Nolan cuce assieme flashback e flash forward, facendo ruotare attorno all’interpretazione di Murphy un cast corale. Nolan lo fa, dall’inizio alla fine, ad ogni membro del progetto Manhattan, ad ogni donna nella vita di Oppenheimer, ad ogni politico, senatore, scienziato, amico o nemico, dona uno scopo, un posto, uno sguardo e una voce mai banali.
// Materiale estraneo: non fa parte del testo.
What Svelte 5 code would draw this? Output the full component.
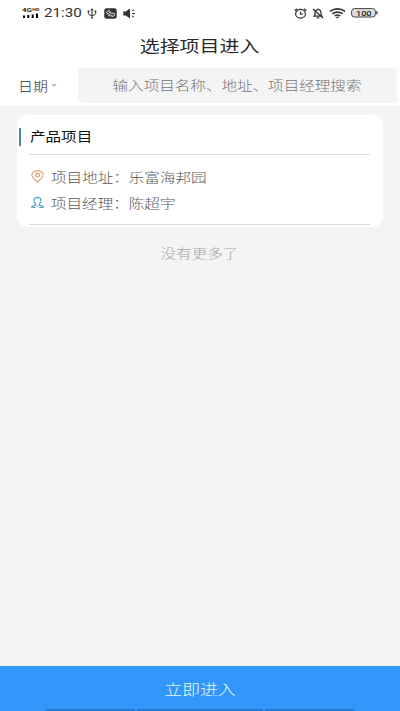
<script>
  const project = {
    name: '产品项目',
    address: '乐富海邦园',
    manager: '陈超宇'
  };
</script>

<main class="screen">
  <header class="status">
    <svg class="signal" width="18" height="12" viewBox="0 0 18 12">
      <text x="0" y="5" font-size="5.6" font-weight="700" textLength="10" lengthAdjust="spacingAndGlyphs">4G</text>
      <text x="10.3" y="4.2" font-size="4.2" font-weight="700" textLength="7" lengthAdjust="spacingAndGlyphs">HD</text>
      <path d="M1 8.4h2V11H1zM5.3 8h2v3h-2zM9.7 7.4h2V11h-2zM14 6.4h2V11h-2z" />
    </svg>
    <span class="clock"><span>21:30</span></span>
    <svg class="usb" width="10" height="11" viewBox="0 0 10 11" fill="none" stroke="#333" stroke-width="1">
      <path d="M5 1v9M1.4 3.5v2.2q0 1.6 3.6 1.8M8.6 3.5v2.2Q8.6 7.3 5 7.5" />
      <path d="M3.8 2.2 5 .5l1.2 1.7zM.8 2.8h1.4v1H.8zM7.8 2.8h1.4v1H7.8zM4.3 9.3h1.4v1H4.3z" fill="#333" stroke-width=".4" />
    </svg>
    <svg class="app" width="13" height="11" viewBox="0 0 13 11">
      <rect x=".3" y=".3" width="12.4" height="10.4" rx="2.3" fill="#333" />
      <g fill="none" stroke="#ddd" stroke-width=".9">
        <path d="M2.5 5.2Q2.7 2.6 5 2.5q1.6.3 1.4 2.6L4.6 3.8M2.4 5.2l3 .8.6 2.2M6.4 5.1l3.9.2q.8 1.7-.6 2.9-1.8.8-2.9-.6l1.9-.7M4 6.6l1 1.8" />
      </g>
    </svg>
    <svg class="sound" width="13" height="11" viewBox="0 0 13 11" fill="#333">
      <path d="M.3 3.5h2.4L7 .5v10l-4.3-3H.3z" />
      <path d="M8.8 3 11 1.7M9 5.5h3M8.8 8 11 9.3" fill="none" stroke="#333" stroke-width="1" />
    </svg>
    <span class="grow"></span>
    <svg class="alarm" width="13" height="11" viewBox="0 0 13 11" fill="none" stroke="#333" stroke-width="1.2">
      <ellipse cx="6.5" cy="5.8" rx="4.9" ry="4.4" />
      <path d="M6.5 3.4v2.7h2.3M.6 2.8 3 .8M12.4 2.8 10 .8" />
    </svg>
    <svg class="bell" width="12" height="11" viewBox="0 0 12 11" fill="none" stroke="#333" stroke-width="1.2">
      <path d="M2 8.2h8L9 6.8V4.5Q9 1.8 6 1.5 3 1.8 3 4.5v2.3zM4.8 9.8h2.4M6 .4v1M.9 1l10.2 9" />
    </svg>
    <svg class="wifi" width="17" height="11" viewBox="0 0 17 11" fill="none" stroke="#333" stroke-width="1.6">
      <path d="M.8 3.4q7.7-5 15.4 0M3.3 5.7q5.2-3.2 10.4 0M5.7 7.9q2.8-1.7 5.6 0" />
      <path d="m6.8 9 1.7 1.6L10.2 9q-1.7-.8-3.4 0z" fill="#333" stroke="none" />
    </svg>
    <svg class="battery" width="27" height="10" viewBox="0 0 27 10">
      <rect x=".6" y=".6" width="23.8" height="8.4" rx="2.8" fill="#dedede" stroke="#444" />
      <path d="M25.2 3h1.3v3.6h-1.3z" fill="#444" />
      <text x="5" y="7.7" font-size="7.8" font-weight="500" textLength="15.5" lengthAdjust="spacingAndGlyphs">100</text>
    </svg>
  </header>

  <h1><span>选择项目进入</span></h1>

  <section class="search">
    <button class="date"><span>日期</span><i></i></button>
    <div class="field"><span>输入项目名称、地址、项目经理搜索</span></div>
  </section>

  <section class="list">
    <article>
      <h2><b></b><span>{project.name}</span></h2>
      <div class="details">
        <div class="row">
          <svg width="13" height="13" viewBox="0 0 13 13" fill="none" stroke="#d79b6c" stroke-width="1.1">
            <path d="M6.5 12.1 2.4 8.2Q.8 6.5.9 4.9 1.3.9 6.5.8q5.2.1 5.6 4.1.1 1.6-1.5 3.3z" />
            <ellipse cx="6.5" cy="5.1" rx="2" ry="1.7" />
          </svg>
          <span>项目地址：{project.address}</span>
        </div>
        <div class="row">
          <svg width="13" height="13" viewBox="0 0 13 13" fill="none" stroke="#5a9fc4" stroke-width="1.1">
            <path d="M4.7 7.8Q2.9 6.5 2.9 4.2 3.2 1.5 6.5 1.4q3.3.1 3.6 2.8 0 2.3-1.8 3.6M4.7 7.8v1.3L.8 10.3v1.1h3.7M8.3 7.8v1.3l3.9 1.2v1.1H8.5" />
            <path d="m5.2 9.5 1.3 1.4 1.3-1.4" stroke-width=".8" />
          </svg>
          <span>项目经理：{project.manager}</span>
        </div>
      </div>
    </article>
    <p><span>没有更多了</span></p>
  </section>

  <button class="enter">
    <span>立即进入</span>
    <div class="edge"><i></i><i></i><i></i></div>
  </button>
</main>

<style>
  :global(body) { background: #f4f4f4; }
  .screen {
    width: 400px;
    height: 711px;
    display: flex;
    flex-direction: column;
    overflow: hidden;
    background: #f4f4f4;
    font-family: "Noto Sans CJK SC", sans-serif;
    font-weight: 300;
  }
  button {
    border: 0;
    padding: 0;
    font: inherit;
  }
  svg { flex: none; display: block; }
  span { white-space: nowrap; }
  .status {
    box-sizing: border-box;
    height: 27px;
    flex: none;
    display: flex;
    align-items: center;
    padding: 0 22px 1px;
    background: #fff;
  }
  .status text {
    font-family: Roboto, sans-serif;
    fill: #222;
  }
  .clock {
    width: 38px;
    margin: 0 5px 0 4px;
    font: 400 13px/26px Roboto, sans-serif;
    color: #333;
  }
  .clock span {
    display: block;
    width: 32px;
    transform: scaleX(1.17);
    transform-origin: left;
  }
  .app { margin-left: 7px; }
  .sound { margin-left: 6px; }
  .grow { flex: 1; }
  .bell { margin-left: 5px; }
  .wifi { margin: 0 5px 0 5px; }
  h1 {
    flex: none;
    height: 38px;
    margin: 0;
    background: #fff;
    color: #2a2a2a;
    font-size: 16.2px;
    font-weight: 400;
    line-height: 37px;
    text-align: center;
  }
  h1 span, .field span, p span, .enter span {
    display: inline-block;
    transform: scaleX(1.232);
  }
  .search {
    box-sizing: border-box;
    height: 41px;
    flex: none;
    display: flex;
    padding: 3px 3px 3px 18px;
    background: #fff;
  }
  .date {
    width: 60px;
    display: flex;
    align-items: center;
    background: none;
    color: #333;
    font-size: 13px;
  }
  .date span {
    width: 33px;
    text-align: left;
    transform: scaleX(1.15);
    transform-origin: left;
  }
  .date i {
    border: 3.5px solid transparent;
    border-top: 3.5px solid #bbb;
    border-bottom: 0;
  }
  .field {
    flex: 1;
    border-radius: 4px;
    background: #f4f4f4;
    color: #757575;
    font-size: 13px;
    line-height: 34px;
    text-align: center;
  }
  .field span { transform: scaleX(1.197); }
  .list {
    flex: 1;
    padding: 9px 17px 0;
  }
  article {
    box-sizing: border-box;
    height: 112px;
    padding: 0 13px 2px 12px;
    border-radius: 10px;
    background: #fff;
  }
  h2 {
    height: 39px;
    margin: 0;
    display: flex;
    align-items: center;
    border-bottom: 1px solid #d9dadb;
    color: #111;
    font-size: 13px;
    font-weight: 400;
  }
  h2 b {
    width: 2px;
    height: 18px;
    margin: 4px 9px 0 -10px;
    background: #4787a1;
  }
  h2 span {
    padding-top: 2px;
    transform: scaleX(1.197);
    transform-origin: left;
  }
  .details {
    height: 70px;
    box-sizing: border-box;
    padding-top: 9px;
    border-bottom: 1px solid #d9dadb;
  }
  .row {
    height: 26px;
    display: flex;
    align-items: center;
    gap: 7px;
    padding-left: 2px;
    color: #585858;
    font-size: 13px;
  }
  .row svg { margin-top: -1px; }
  .row span {
    padding-bottom: 2px;
    transform: scaleX(1.197);
    transform-origin: left;
  }
  p {
    margin: 14px 0 0;
    color: #a5a5a5;
    font-size: 13px;
    line-height: 23px;
    text-align: center;
  }
  p span { transform: scaleX(1.197); }
  .enter {
    height: 45px;
    flex: none;
    display: flex;
    flex-direction: column;
    align-items: center;
    background: #3296fa;
    color: #e5fbff;
    font-size: 14.5px;
    line-height: 43px;
  }
  .enter span {
    height: 42px;
    padding-top: 1px;
  }
  .edge {
    width: 310px;
    height: 2px;
    display: flex;
    gap: 2px;
  }
  .edge i {
    flex: 1;
    background: #2479d2;
  }
  .edge i:first-child, .edge i:last-child { flex: 0 0 90px; }
</style>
Oppenheimer si muove completamente all’interno della mente del suo protagonista, questo riguarda anche la lunghissima parte ambientata nel deserto, il suo deserto, quello che lui conosceva così bene, sorta di scatola dentro cui Dio ha deciso che sta succedendo l’inimmaginabile. Lì il moderno prometeo libera una forza, un futuro, di cui ignora il volto ma intuisce instabilità, pericoli, incognite ma pare incapace di fermarsi. Solo per il nazismo con cui è in gara? No, è l’Ulisse di Omero che incurante visita luoghi e mostri, che va verso l’orizzonte anche assomiglia alla fine del mondo. Il mito, torna più e più volte nella sua accezione semiotica e simbolica in questo film. Fuoco, terra, cielo, sono i supporti primari della trama di Nolan. Luce e tenebra non ci lasciano mai, sono dentro gli occhi di Robert, quelli di sua moglie, il futuro di cui atterrito si rende conto di non aver capito niente. Oppenheimer si guarda da un buco di una serratura, vede il suo lento diventare morte, distruttore di mondi. Nessuno pare veramente capirlo, né il Generale Sorge di un bravissimo Matt Damon, né i suoi vari colleghi, neppure la moglie, una struggente e feroce Emily Blunt. Forse solamente la Jean Tatlock di Florence Pugh può farlo, lei che è Eros e Thanatos assieme, è portatrice di quella verità che Omero già legava alla disgrazia.